On April 2, 1866, St John's became the oldest incorporated parish in the state of Washington when a meeting of the congregation was held and the parish formally constituted. The Rev. Peter E. Hyland was the rector, and the following were on the vestry: Sam W. Percival, Senior Warden; William Pickering, Junior Warden; and James R. Wood, Robert Frost, Frank Henry, Richard Lane, Benjamin Harned, and John L. Head as vestrymen.

Rev. Hyland served until 1871, when he became the Chaplain of the Washington Territory State Legislature. He was followed by a series of ministers who served the church. At times the services were performed by lay ministers, as was the case prior to 1878 when Governor Elisha P. Ferry performed that role. Additionally these rectors included Rev. Dr. Reuben Nevius, the first Registrar of the Diocese of Olympia, and Rev. Thomas E. Jessett, a prominent historian of the Northwest.

Mrs. Rebecca G. Howard, a well-known Olympia proprietor of the Pacific House, and a faithful communicant and liberal supporter of St John's died July 12, 1881. The following story was told about her: Upon one of his visits Bishop Benjamin Morris brought Mrs. Morris and two of his sisters-in-law to the service. Mrs. Morris and her sisters took a pew which happened to be the one always occupied by Mrs. Howard. A few minutes later Mrs. Howard came in, dressed in all her finery and found her pew occupied by strangers. She took a place a few pews away and then turned and stared at Mrs. Morris and her sisters until they, embarrassed, moved into another pew. Mrs. Howard then triumphantly marched into her accustomed place.

==Notable early members==
- Elisha P. Ferry, Washington Territory Governor, first Washington State Governor
- William Pickering, fifth Washington Territory Governor
- Benjamin Harned, local carpenter and builder, Treasurer of Washington Territory
- Rev. Thomas E. Jessett, noted historian and archivist
- John D. McCarty, missionary priest, chaplain, first priest at St. John's
- Samuel W. Percival, sea captain, businessman, civic leader
- Rev. Reuben Nevius, first Registrar of the Diocese of Olympia

==Buildings==
As noted, the early services for the parish were conducted in the State Legislature hall, schoolhouses, and lodges. In December, 1863, the ladies of the congregation, organized as the "Sewing Society", held a fair to raise funds for a church building. Members of the St. John's congregation purchased a lot and buildings from Benjamin Harned at 7th and Main Street (now Capitol Way), the land being part of the current Governor Hotel. The first church building was a converted carpentry shop, occupied beginning in 1865.

In 1870 Mrs. T. F. McElroy organized her Sunday School class of girls into "The Busy Bees." On March 23, 1875, at a meeting of "The Dime & Sewing Society" Mr. O'Brien introduced the subject of "employing a sexton for the Church to ring the Bell, make fires and light the lamps: the Busy Bees generously offering to keep the Church clean." In 1878 a rectory was built by James Stewart at a cost of $1800 gold coin raised by "The Dime Society" and the "Busy Bees."
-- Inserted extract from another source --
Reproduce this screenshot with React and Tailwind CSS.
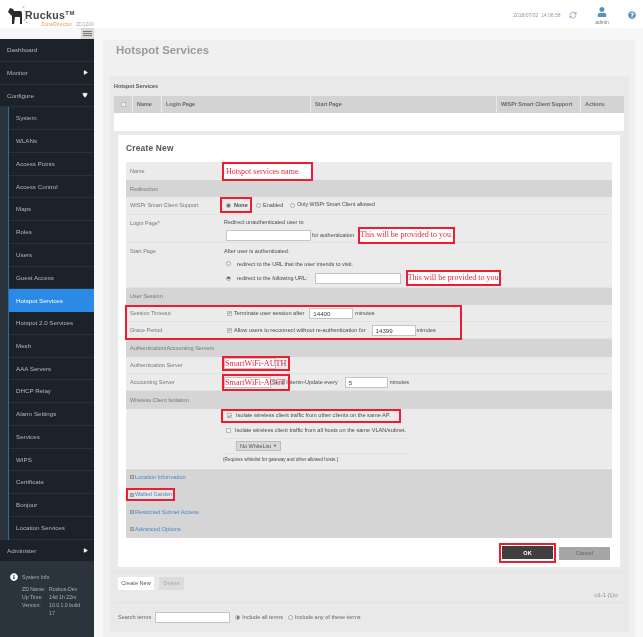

The St. John's Episcopal Church women's groups are recognized for their contributions to the Olympia area in a registration in the National Register of Historic Places ("Women's History in Olympia: First Settlement 1846 to 1948"). The registration document states "Women were often deeply involved in the establishment and support of local churches. Without their organizational and fund raising abilities, the churches would not have existed." The document goes on to provide specific examples, taken from the history of St. John's women's groups.

On April 23, 1888, the old church building and its site was sold for $1500 and plans were made to build a 2nd church. In May the bids were put out publicly for builders, using the plans laid out by the architect, C. N. Daniels. The final cost of the new building was $10,361.75, and was located at present day Washington & 9th in downtown Olympia. (The Church is now the 1st Baptist church, which still has some of the original furnishings including the beautiful stained glass Rose window which was made in England. ) The Rector, the Rev. Horace Buck, equipped the church by writing to friends in former parishes. Some of these furnishings were the baptismal font of carved oak from St. Thomas church in New Haven Connecticut, and the eagle lectern which was the gift of a former parishioner, Mrs. Fanny Mary Wilkinson of Tacoma, daughter of Judge Elwood Evans. From the old church came the bell, the stained glass window of St. John and St Mary, and the Bishop's and Rector's chairs which had come around the Strait of Magellan in earlier days. The opening of the new church and the dedication of these furnishings was held July 19, 1891. The carpet for the chancel and cushions for the pews were supplied by St. John's Guild. To raise money for them they made sheets and pillow slips and hemmed curtains for the first Olympian Hotel; bound blankets for the National Guard of Washington; had teas and garden parties; gave bazaars and excursions.

St. John's Episcopal Church moved to its current location at 20th and Capitol Way in 1960. Included in the buildings are many traditional and abstract style stained glass windows. The church facility also contains many artifacts from the second church facility.

Due to major structural needs, including seismic upgrades, the need for a new emergency and fire alarm system, and numerous other challenges, the church community, led by Rev. Dr. Janet Waggoner, announced that the church and related property would be put up for sale for $19 million. The faith community plans to move out of the facility in mid 2027 and is raising money to either buy or build a new facility.